Given exercise -> Omit the pictures and return every entry exactly as written.
━━━━━━
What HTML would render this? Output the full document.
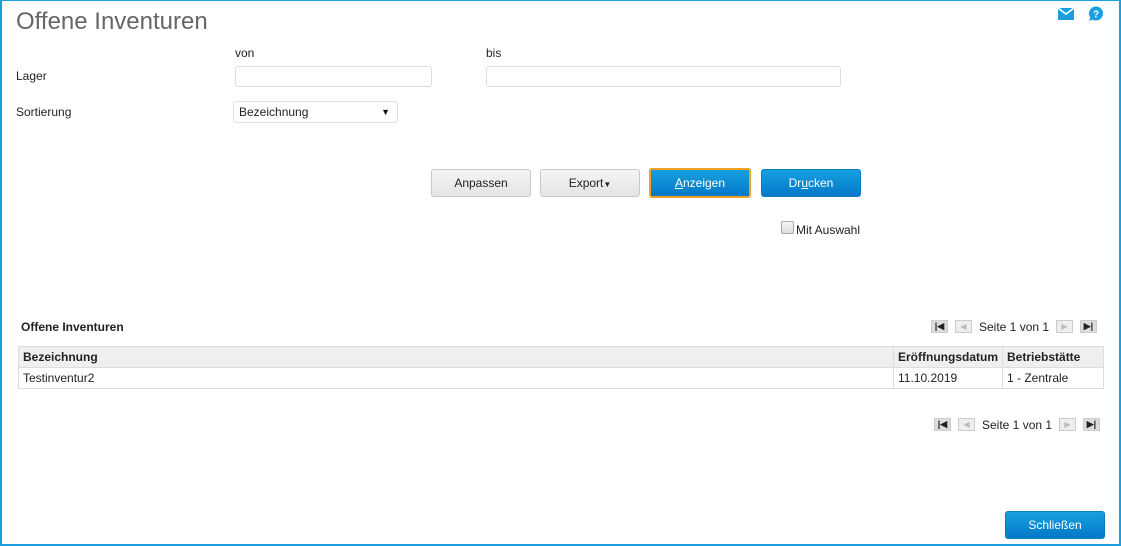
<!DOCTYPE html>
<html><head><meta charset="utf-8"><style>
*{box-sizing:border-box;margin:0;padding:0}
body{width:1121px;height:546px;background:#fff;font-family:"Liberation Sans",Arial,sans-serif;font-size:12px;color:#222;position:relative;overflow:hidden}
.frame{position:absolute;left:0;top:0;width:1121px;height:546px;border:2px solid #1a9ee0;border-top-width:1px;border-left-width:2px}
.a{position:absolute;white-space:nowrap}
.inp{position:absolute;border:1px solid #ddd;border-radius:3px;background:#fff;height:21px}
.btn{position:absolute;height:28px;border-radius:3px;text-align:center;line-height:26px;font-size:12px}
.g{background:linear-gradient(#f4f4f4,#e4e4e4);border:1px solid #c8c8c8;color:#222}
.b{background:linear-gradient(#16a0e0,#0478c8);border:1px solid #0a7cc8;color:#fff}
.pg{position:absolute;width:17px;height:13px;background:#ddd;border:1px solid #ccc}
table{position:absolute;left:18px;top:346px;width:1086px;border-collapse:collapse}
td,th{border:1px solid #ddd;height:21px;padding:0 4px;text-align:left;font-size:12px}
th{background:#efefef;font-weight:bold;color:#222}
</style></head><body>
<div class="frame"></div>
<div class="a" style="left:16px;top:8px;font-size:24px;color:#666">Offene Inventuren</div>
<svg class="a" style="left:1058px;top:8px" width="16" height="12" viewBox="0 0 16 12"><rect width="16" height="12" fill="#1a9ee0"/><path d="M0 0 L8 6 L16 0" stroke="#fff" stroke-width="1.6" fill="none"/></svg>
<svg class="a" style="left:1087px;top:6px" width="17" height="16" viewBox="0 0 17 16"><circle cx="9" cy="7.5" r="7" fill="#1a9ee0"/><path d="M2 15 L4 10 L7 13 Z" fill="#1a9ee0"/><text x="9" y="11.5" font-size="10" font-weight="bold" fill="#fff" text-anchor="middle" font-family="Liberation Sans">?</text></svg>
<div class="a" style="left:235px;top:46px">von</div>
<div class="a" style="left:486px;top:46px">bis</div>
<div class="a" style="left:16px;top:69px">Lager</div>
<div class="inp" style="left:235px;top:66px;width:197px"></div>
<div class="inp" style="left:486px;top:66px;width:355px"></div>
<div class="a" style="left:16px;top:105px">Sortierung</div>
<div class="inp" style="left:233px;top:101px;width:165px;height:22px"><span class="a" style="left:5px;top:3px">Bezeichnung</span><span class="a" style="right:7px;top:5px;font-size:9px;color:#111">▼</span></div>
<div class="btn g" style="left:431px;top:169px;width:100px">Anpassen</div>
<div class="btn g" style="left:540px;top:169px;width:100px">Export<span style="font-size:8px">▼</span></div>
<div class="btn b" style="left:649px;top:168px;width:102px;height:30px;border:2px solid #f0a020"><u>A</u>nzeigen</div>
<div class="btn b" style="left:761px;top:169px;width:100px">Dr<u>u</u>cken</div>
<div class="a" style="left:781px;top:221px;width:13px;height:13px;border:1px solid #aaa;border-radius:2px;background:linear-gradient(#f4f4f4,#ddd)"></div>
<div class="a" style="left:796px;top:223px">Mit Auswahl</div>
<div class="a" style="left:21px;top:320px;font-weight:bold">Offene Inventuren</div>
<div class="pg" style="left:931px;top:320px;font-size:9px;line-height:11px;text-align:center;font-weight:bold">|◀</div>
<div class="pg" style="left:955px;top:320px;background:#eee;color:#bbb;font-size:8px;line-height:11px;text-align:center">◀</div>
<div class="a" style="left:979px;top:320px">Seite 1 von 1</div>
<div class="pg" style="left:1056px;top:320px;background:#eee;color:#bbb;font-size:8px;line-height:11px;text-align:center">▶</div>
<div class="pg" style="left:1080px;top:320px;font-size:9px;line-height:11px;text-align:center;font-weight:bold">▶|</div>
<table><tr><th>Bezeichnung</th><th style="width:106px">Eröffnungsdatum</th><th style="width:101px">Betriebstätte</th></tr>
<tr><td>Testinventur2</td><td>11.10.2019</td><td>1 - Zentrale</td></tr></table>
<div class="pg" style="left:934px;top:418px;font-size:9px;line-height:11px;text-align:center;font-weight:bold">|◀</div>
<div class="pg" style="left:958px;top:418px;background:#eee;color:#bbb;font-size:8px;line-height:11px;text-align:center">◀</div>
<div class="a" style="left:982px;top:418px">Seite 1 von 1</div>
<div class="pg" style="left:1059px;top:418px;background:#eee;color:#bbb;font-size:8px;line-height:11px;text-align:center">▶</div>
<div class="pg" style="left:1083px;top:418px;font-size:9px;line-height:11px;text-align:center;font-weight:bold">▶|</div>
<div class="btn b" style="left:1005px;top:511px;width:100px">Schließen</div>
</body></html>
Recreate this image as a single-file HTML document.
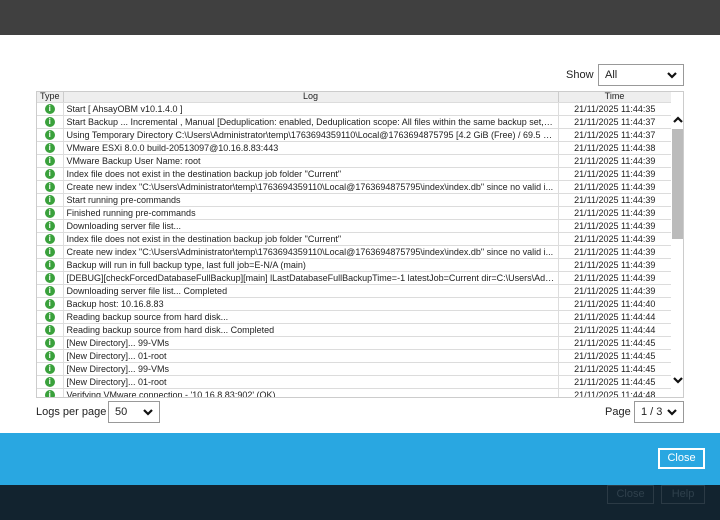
━━━━━━
Result of the exercise ->
What HTML would render this? Output the full document.
<!DOCTYPE html>
<html><head><meta charset="utf-8"><style>
*{box-sizing:border-box;margin:0;padding:0}
body{width:1121px;height:546px;background:#fff;font-family:"Liberation Sans",Arial,sans-serif;font-size:12px;color:#222;position:relative;overflow:hidden}
.frame{position:absolute;left:0;top:0;width:1121px;height:546px;border:2px solid #1a9ee0;border-top-width:1px;border-left-width:2px}
.a{position:absolute;white-space:nowrap}
.inp{position:absolute;border:1px solid #ddd;border-radius:3px;background:#fff;height:21px}
.btn{position:absolute;height:28px;border-radius:3px;text-align:center;line-height:26px;font-size:12px}
.g{background:linear-gradient(#f4f4f4,#e4e4e4);border:1px solid #c8c8c8;color:#222}
.b{background:linear-gradient(#16a0e0,#0478c8);border:1px solid #0a7cc8;color:#fff}
.pg{position:absolute;width:17px;height:13px;background:#ddd;border:1px solid #ccc}
table{position:absolute;left:18px;top:346px;width:1086px;border-collapse:collapse}
td,th{border:1px solid #ddd;height:21px;padding:0 4px;text-align:left;font-size:12px}
th{background:#efefef;font-weight:bold;color:#222}
</style></head><body>
<div class="frame"></div>
<div class="a" style="left:16px;top:8px;font-size:24px;color:#666">Offene Inventuren</div>
<svg class="a" style="left:1058px;top:8px" width="16" height="12" viewBox="0 0 16 12"><rect width="16" height="12" fill="#1a9ee0"/><path d="M0 0 L8 6 L16 0" stroke="#fff" stroke-width="1.6" fill="none"/></svg>
<svg class="a" style="left:1087px;top:6px" width="17" height="16" viewBox="0 0 17 16"><circle cx="9" cy="7.5" r="7" fill="#1a9ee0"/><path d="M2 15 L4 10 L7 13 Z" fill="#1a9ee0"/><text x="9" y="11.5" font-size="10" font-weight="bold" fill="#fff" text-anchor="middle" font-family="Liberation Sans">?</text></svg>
<div class="a" style="left:235px;top:46px">von</div>
<div class="a" style="left:486px;top:46px">bis</div>
<div class="a" style="left:16px;top:69px">Lager</div>
<div class="inp" style="left:235px;top:66px;width:197px"></div>
<div class="inp" style="left:486px;top:66px;width:355px"></div>
<div class="a" style="left:16px;top:105px">Sortierung</div>
<div class="inp" style="left:233px;top:101px;width:165px;height:22px"><span class="a" style="left:5px;top:3px">Bezeichnung</span><span class="a" style="right:7px;top:5px;font-size:9px;color:#111">▼</span></div>
<div class="btn g" style="left:431px;top:169px;width:100px">Anpassen</div>
<div class="btn g" style="left:540px;top:169px;width:100px">Export<span style="font-size:8px">▼</span></div>
<div class="btn b" style="left:649px;top:168px;width:102px;height:30px;border:2px solid #f0a020"><u>A</u>nzeigen</div>
<div class="btn b" style="left:761px;top:169px;width:100px">Dr<u>u</u>cken</div>
<div class="a" style="left:781px;top:221px;width:13px;height:13px;border:1px solid #aaa;border-radius:2px;background:linear-gradient(#f4f4f4,#ddd)"></div>
<div class="a" style="left:796px;top:223px">Mit Auswahl</div>
<div class="a" style="left:21px;top:320px;font-weight:bold">Offene Inventuren</div>
<div class="pg" style="left:931px;top:320px;font-size:9px;line-height:11px;text-align:center;font-weight:bold">|◀</div>
<div class="pg" style="left:955px;top:320px;background:#eee;color:#bbb;font-size:8px;line-height:11px;text-align:center">◀</div>
<div class="a" style="left:979px;top:320px">Seite 1 von 1</div>
<div class="pg" style="left:1056px;top:320px;background:#eee;color:#bbb;font-size:8px;line-height:11px;text-align:center">▶</div>
<div class="pg" style="left:1080px;top:320px;font-size:9px;line-height:11px;text-align:center;font-weight:bold">▶|</div>
<table><tr><th>Bezeichnung</th><th style="width:106px">Eröffnungsdatum</th><th style="width:101px">Betriebstätte</th></tr>
<tr><td>Testinventur2</td><td>11.10.2019</td><td>1 - Zentrale</td></tr></table>
<div class="pg" style="left:934px;top:418px;font-size:9px;line-height:11px;text-align:center;font-weight:bold">|◀</div>
<div class="pg" style="left:958px;top:418px;background:#eee;color:#bbb;font-size:8px;line-height:11px;text-align:center">◀</div>
<div class="a" style="left:982px;top:418px">Seite 1 von 1</div>
<div class="pg" style="left:1059px;top:418px;background:#eee;color:#bbb;font-size:8px;line-height:11px;text-align:center">▶</div>
<div class="pg" style="left:1083px;top:418px;font-size:9px;line-height:11px;text-align:center;font-weight:bold">▶|</div>
<div class="btn b" style="left:1005px;top:511px;width:100px">Schließen</div>
</body></html>
Recreate this image as a single-file HTML document.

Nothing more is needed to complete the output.